6. Some Girls (1978)

Some Girls

Wood never brought new musical dimensions and textures to the Stones like his predecessors Jones and Taylor – if anything, it was more like having two Keiths in the band. However, Wood’s tenure as a full-time member gets off to a bang on Some Girls, to this day the band’s most heavily played album on classic rock radio. Some Girls may also be Watts’ finest hour – he’s never sounded more fired up than on “Respectable,” and his idiosyncratic take on a four-on-the-floor dance groove made “Miss You” the greatest disco crossover song by a veteran rock act. Unfortunately, with its cringey references to the sexual predilections of different ethnic women, the lyrics of the title track have aged more poorly than any in Jagger’s huge, often problematic songbook. 

5. Aftermath (1966)


The first Stones album comprised entirely of original songs made a compelling argument that Jagger/Richards could more than hang with Lennon/McCartney. It also confirmed, via “Stupid Girl” and “Under My Thumb,” that the misogyny and condescension to women that they’d picked up secondhand in some of their blues covers was going to remain a feature of their own songwriting for the foreseeable future. The 11-minute blues odyssey “Going Home” displaced Bob Dylan’s “Desolation Row” as the longest album track by a major rock artist, and is still by some distance the longest Stones song. The American edition of the album opens with the towering “Paint It, Black,” but even without it, Aftermath is the jewel of the Stones’ early years. 

4. Let It Bleed (1969)

Let It Bleed

The simplified view of the Stones’ guitarists is that Richards is the unrivaled master of the riff, while the second guitarist tends to add more texture and extemporization.
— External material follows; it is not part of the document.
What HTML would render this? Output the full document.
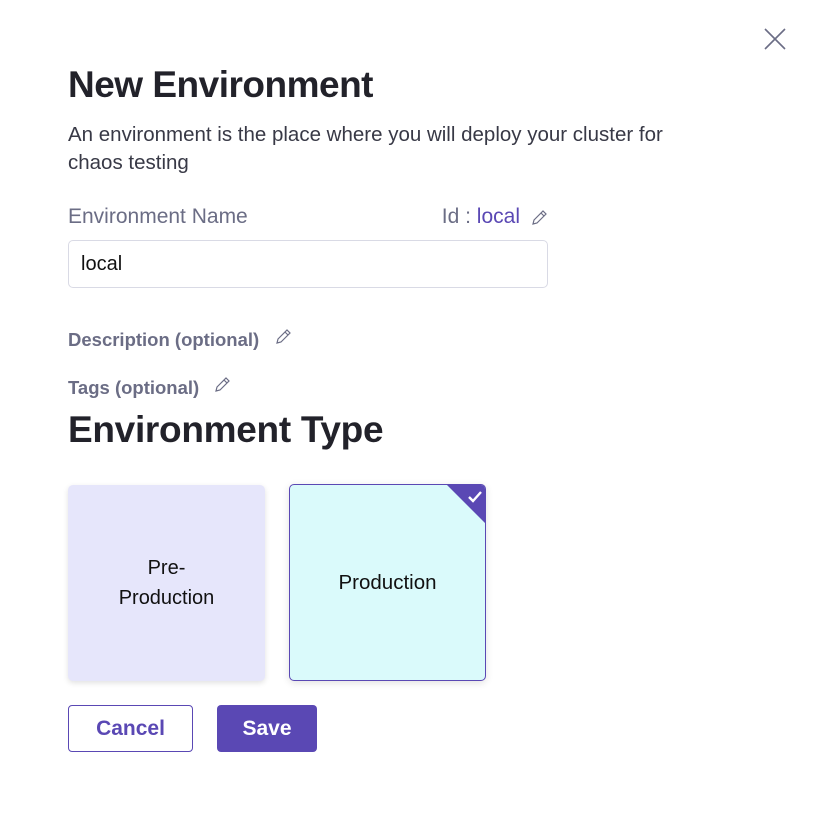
<!DOCTYPE html>
<html><head><style>
body{margin:0;width:816px;height:834px;background:#fff;font-family:"Liberation Sans",sans-serif;position:relative;overflow:hidden}
.a{position:absolute}
.pen{position:absolute;width:18px;height:18px}
</style></head><body>
<svg class="a" style="left:764px;top:28px" width="22" height="22" viewBox="0 0 22 22"><path d="M1 1L21 21M21 1L1 21" stroke="#6b6d85" stroke-width="1.6" fill="none"/></svg>
<div class="a" style="left:68px;top:64px;font-size:37px;font-weight:bold;color:#22222a;letter-spacing:-0.5px">New Environment</div>
<div class="a" style="left:68px;top:121px;width:655px;font-size:20.5px;line-height:28px;color:#383946">An environment is the place where you will deploy your cluster for chaos testing</div>
<div class="a" style="left:68px;top:205px;font-size:21px;color:#6b6d85">Environment Name</div>
<div class="a" style="right:296px;top:205px;font-size:21px;color:#6b6d85">Id : <span style="color:#5a48b4">local</span></div>
<svg class="pen" style="left:530px;top:209px" viewBox="0 0 18 18"><path d="M3 15l1-4L13 2l3 3-9 9z M11 4l3 3" stroke="#6b6d85" stroke-width="1.2" fill="none"/></svg>
<div class="a" style="left:68px;top:240px;width:478px;height:46px;border:1px solid #d9dae5;border-radius:5px"></div>
<div class="a" style="left:81px;top:253px;font-size:20px;color:#111">local</div>
<div class="a" style="left:68px;top:329px;font-size:18.5px;font-weight:bold;color:#6b6d85">Description (optional)</div>
<svg class="pen" style="left:274px;top:328px" viewBox="0 0 18 18"><path d="M3 15l1-4L13 2l3 3-9 9z M11 4l3 3" stroke="#6b6d85" stroke-width="1.2" fill="none"/></svg>
<div class="a" style="left:68px;top:377px;font-size:18.5px;font-weight:bold;color:#6b6d85">Tags (optional)</div>
<svg class="pen" style="left:213px;top:376px" viewBox="0 0 18 18"><path d="M3 15l1-4L13 2l3 3-9 9z M11 4l3 3" stroke="#6b6d85" stroke-width="1.2" fill="none"/></svg>
<div class="a" style="left:68px;top:409px;font-size:37px;font-weight:bold;color:#22222a;letter-spacing:-0.3px">Environment Type</div>
<div class="a" style="left:68px;top:485px;width:197px;height:196px;background:#e6e6fb;border-radius:5px;box-shadow:0 2px 6px rgba(0,0,0,.12);display:flex;align-items:center;justify-content:center;text-align:center;font-size:20px;line-height:30px;color:#111">Pre-<br>Production</div>
<div class="a" style="left:289px;top:484px;width:195px;height:195px;background:#dafafb;border:1px solid #5a48b4;border-radius:5px;box-shadow:0 2px 8px rgba(0,0,0,.12);display:flex;align-items:center;justify-content:center;font-size:20.5px;color:#111;overflow:hidden">Production
<div class="a" style="right:0;top:0;width:0;height:0;border-top:38px solid #5a48b4;border-left:38px solid transparent"></div>
<svg class="a" style="right:3px;top:6px" width="14" height="12" viewBox="0 0 14 12"><path d="M1 6l4 4 8-9" stroke="#fff" stroke-width="2.4" fill="none"/></svg></div>
<div class="a" style="left:68px;top:705px;width:125px;height:47px;border:1px solid #5a48b4;border-radius:4px;box-sizing:border-box;display:flex;align-items:center;justify-content:center;font-size:21px;font-weight:bold;color:#5a48b4">Cancel</div>
<div class="a" style="left:217px;top:705px;width:100px;height:47px;background:#5a48b4;border-radius:4px;display:flex;align-items:center;justify-content:center;font-size:21px;font-weight:bold;color:#fff">Save</div>
</body></html>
Let It Bleed, recorded in between the Jones and Taylor eras with minor contributions from both, is the album where Richards plays nearly every guitar part and gets to show what he’s truly capable of. The interwoven guitars on “Gimme Shelter” may be the most impressive and mesmerizing thing Richards has ever done. “You Can’t Always Get What You Want” is, however, the first Stones song Jagger played guitar on, both in the studio and live, in the legendary concert film The Rolling Stones Rock and Roll Circus. Released between Jones’ death and the outbreak of violence at the Altamont Speedway Free Festival, Let It Bleed has a dark aura that seems to reflect how grim things were becoming around the band in 1969. If anything puts Let It Bleed behind the other albums from the band’s late ‘60s/early ‘70s peak, it’s the inclusion of the plodding “Country Honk” instead of the upbeat single version, “Honky Tonk Women.” 

3. Exile on Main St. (1972)

The Rolling Stones - Exile On Main Street

Who you favor in the tug-of-war between Jagger and Richards probably has a heavy bearing on whether Exile on Main St. is your favorite Stones album. Jagger always decried the muddy mix, which sometimes buries the vocals far more than any other Stones record, while Richards, whose signature song “Happy” was the album’s second single, has always seemed far more pleased with its slow rise to consensus acclaim after middling early reviews. Most iconic classic rock double albums are ambitious and exhausting by design, with bands letting every member pitch in on songwriting, or stretching songs out into extended jams and genre experiments. Exile, by contrast, is one of the least adventurous Stones albums, but it’s a strangely breezy 67-minute listen that makes you feel like you’re in the basement of Richards’ French villa, listening to the band knock out one elegantly wasted anthem after another. 

2. Beggars Banquet (1968)

As always, even the Stones’ best ‘60s albums could have been even better if the demands of the U.K. charts didn’t necessitate a steady stream of non-album singles. “Jumpin’ Jack Flash” was recorded in the same sessions as Beggars Banquet, but preceded the album by several months, serving as the wake-up call that Their Satanic Majesties Request was just a brief detour before the Stones returned rocking harder than ever. “Sympathy for the Devil” may have been dulled by decades of ubiquity, but nothing can diminish the nerve of Jagger singing “Who killed the Kennedys?” in a vocal recorded mere days after Robert F. Kennedy’s assassination. Richards had made his first lead vocal cameo on Between the Buttons, but “Salt of the Earth” is the real introduction of the kind of rootsy side two Keith showcase that would become a staple of nearly every subsequent Stones album.

1. Sticky Fingers (1971)

Sticky Fingers

The 1970 breakup of the Beatles and a string of high profile rock star deaths including Jimi Hendrix, Janis Joplin, and the Stones’ own Brian Jones contributed to a pervasive sense that the party was over, and that the exhilaration of the ‘60s was tapped out. Instead of reading the room, the Stones made Sticky Fingers and kept the party going for another 50+ years. There’s plenty of melancholy on the album, and “Wild Horses” and “Dead Flowers” established Jagger and Richards as the greatest dabbling country songwriters in rock star history. The band’s first full album with Taylor established above all else, though, that the Stones were not going to stop having a good time, and that a little darkness and adversity only seemed to give their hedonistic anthems more depth and resonance. Fellow survivors the Who helped invent arena rock on Who’s Next in 1971, but the Stones simply refined their slippery, slouching grooves, resisting the bombast that would define rock in the new decade. “Some of it is stupid, and some of it is just plain bad. I play it all the time, and the more I play it, the louder I play it,” Greil Marcus wrote in Creem.